Vous écrivez que la performance actuelle ne correspond plus aux approches auxquelles elle a été associée — minimaliste ou en quête d’authenticité. Quand et pourquoi la performance s’est-elle transformée ?
Le minimalisme en art performatif qui a surgi, entre autres avec Fluxus et Judson Dance Theatre, n’a jamais disparu et le maximalisme fait partie de l’histoire de la performance. Cependant, de nombreux artistes refusent ces esthétiques épurées, minimales. Le discours pince-sans-rire de Lisa Smolkin dans Life’s lil Bitch (2019) est sincère et important. De nombreux artistes, dans l’urgence, ne peuvent plus se permettre cette distance que soutenait une approche minimaliste. Plusieurs sentent qu’il est temps de dire ce qu’ils ont à dire, d’entrer dans des versions audacieuses d’eux-mêmes, et cela passe souvent par l’ostentatoire. Le mot « version » est essentiel, car le moi est fluide. Idéaliser l’authenticité, de même que le naturel, peut être problématique puisqu’il n’y a pas qu’une seule bonne façon d’être. Non seulement ces idéaux oppriment la différence, mais ils limitent les possibilités. Nombre d’artistes queers, BIPOC et autochtones s’appuient sur une esthétique fantaisiste pour façonner des futurs espérés. Se projeter, s’imaginer grâce à la théâtralité : voilà leurs outils.

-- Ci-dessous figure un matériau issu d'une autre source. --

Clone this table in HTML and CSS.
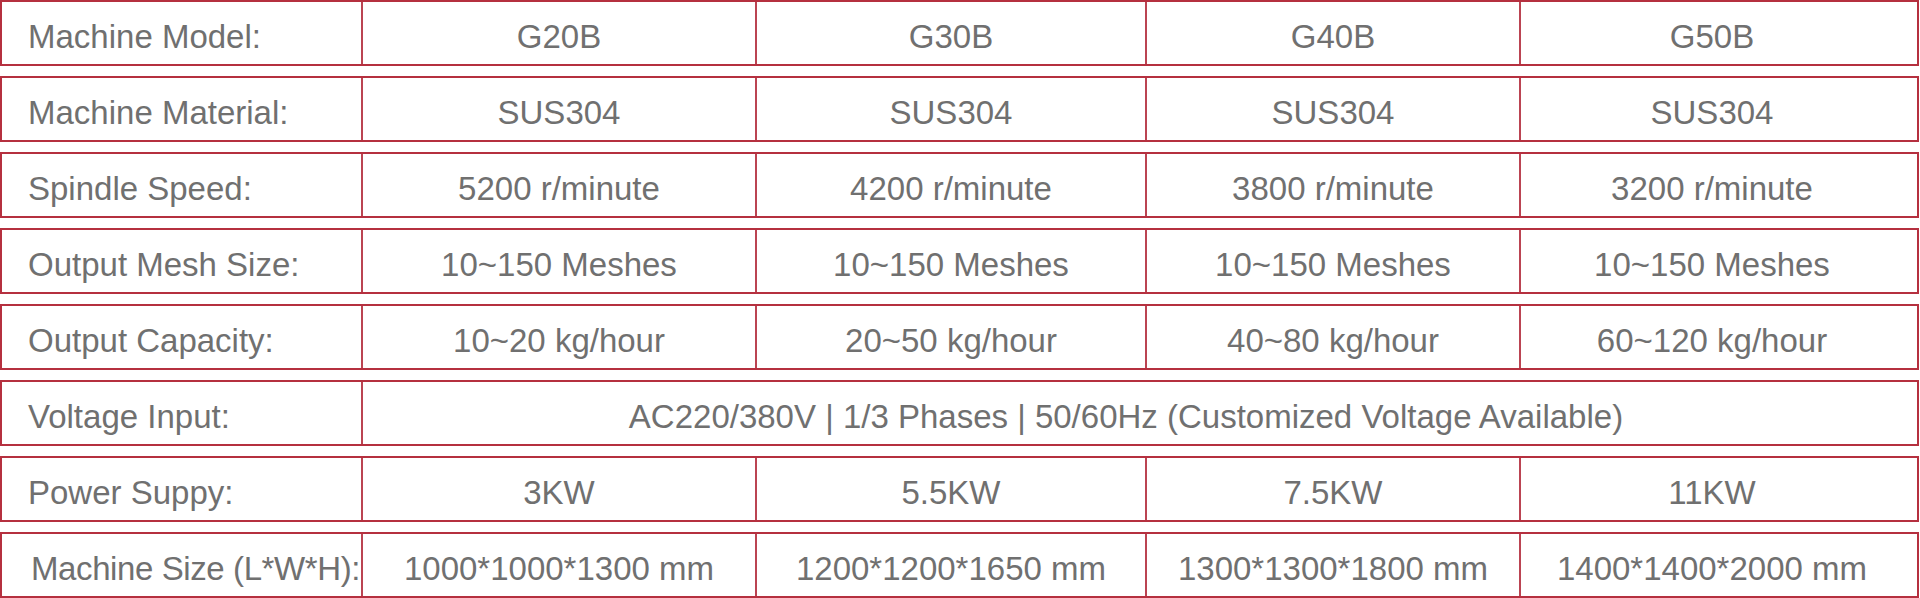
FILE: index.html
```html
<!DOCTYPE html>
<html lang="en">
<head>
<meta charset="utf-8">
<title>Machine Specifications</title>
<link rel="stylesheet" href="styles.css">
</head>
<body>
<div class="spec">
  <div class="row">
    <div class="cell label">Machine Model:</div>
    <div class="cell">G20B</div>
    <div class="cell">G30B</div>
    <div class="cell">G40B</div>
    <div class="cell">G50B</div>
  </div>
  <div class="row">
    <div class="cell label">Machine Material:</div>
    <div class="cell">SUS304</div>
    <div class="cell">SUS304</div>
    <div class="cell">SUS304</div>
    <div class="cell">SUS304</div>
  </div>
  <div class="row">
    <div class="cell label">Spindle Speed:</div>
    <div class="cell">5200 r/minute</div>
    <div class="cell">4200 r/minute</div>
    <div class="cell">3800 r/minute</div>
    <div class="cell">3200 r/minute</div>
  </div>
  <div class="row">
    <div class="cell label">Output Mesh Size:</div>
    <div class="cell">10~150 Meshes</div>
    <div class="cell">10~150 Meshes</div>
    <div class="cell">10~150 Meshes</div>
    <div class="cell">10~150 Meshes</div>
  </div>
  <div class="row">
    <div class="cell label">Output Capacity:</div>
    <div class="cell">10~20 kg/hour</div>
    <div class="cell">20~50 kg/hour</div>
    <div class="cell">40~80 kg/hour</div>
    <div class="cell">60~120 kg/hour</div>
  </div>
  <div class="row">
    <div class="cell label">Voltage Input:</div>
    <div class="cell span">AC220/380V | 1/3 Phases | 50/60Hz (Customized Voltage Available)</div>
  </div>
  <div class="row">
    <div class="cell label">Power Suppy:</div>
    <div class="cell">3KW</div>
    <div class="cell">5.5KW</div>
    <div class="cell">7.5KW</div>
    <div class="cell">11KW</div>
  </div>
  <div class="row">
    <div class="cell label label-wide">Machine Size (L*W*H):</div>
    <div class="cell">1000*1000*1300 mm</div>
    <div class="cell">1200*1200*1650 mm</div>
    <div class="cell">1300*1300*1800 mm</div>
    <div class="cell">1400*1400*2000 mm</div>
  </div>
</div>
</body>
</html>
```
FILE: styles.css
```css
html, body {
  margin: 0;
  padding: 0;
  background: #ffffff;
}

body {
  font-family: "Liberation Sans", Arial, sans-serif;
  color: #707070;
}

.spec {
  display: flex;
  flex-direction: column;
  gap: 10px;
  width: 1919px;
}

.row {
  display: grid;
  grid-template-columns: 359px 394px 390px 374px 1fr;
  height: 66px;
  box-sizing: border-box;
  border: 2px solid #b5303f;
}

.cell {
  display: flex;
  align-items: center;
  justify-content: center;
  box-sizing: border-box;
  padding-top: 8px;
  font-size: 33px;
  white-space: nowrap;
  border-left: 2px solid #bb4452;
}

.cell.label {
  justify-content: flex-start;
  padding-left: 26px;
  border-left: none;
}

.cell.label-wide {
  padding-left: 29px;
  letter-spacing: -0.4px;
}

.cell:nth-child(5) {
  padding-right: 14px;
}

.cell.span {
  grid-column: 2 / 6;
  padding-right: 28px;
}
```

Peut-on associer la notion de performativité évoquée aux idées de Judith Butler sur le genre ?
La performativité est omniprésente dans la vie quotidienne ainsi qu’à travers les pratiques artistiques intégrant l’image. Le pouvoir peut être décentralisé en réorientant ou en compliquant les définitions de l’identité attendues et imposées par la société. Il va sans dire que les différentes versions du moi, la perméabilité entre le monde virtuel et la « vraie » vie sont de formidables agents de changement !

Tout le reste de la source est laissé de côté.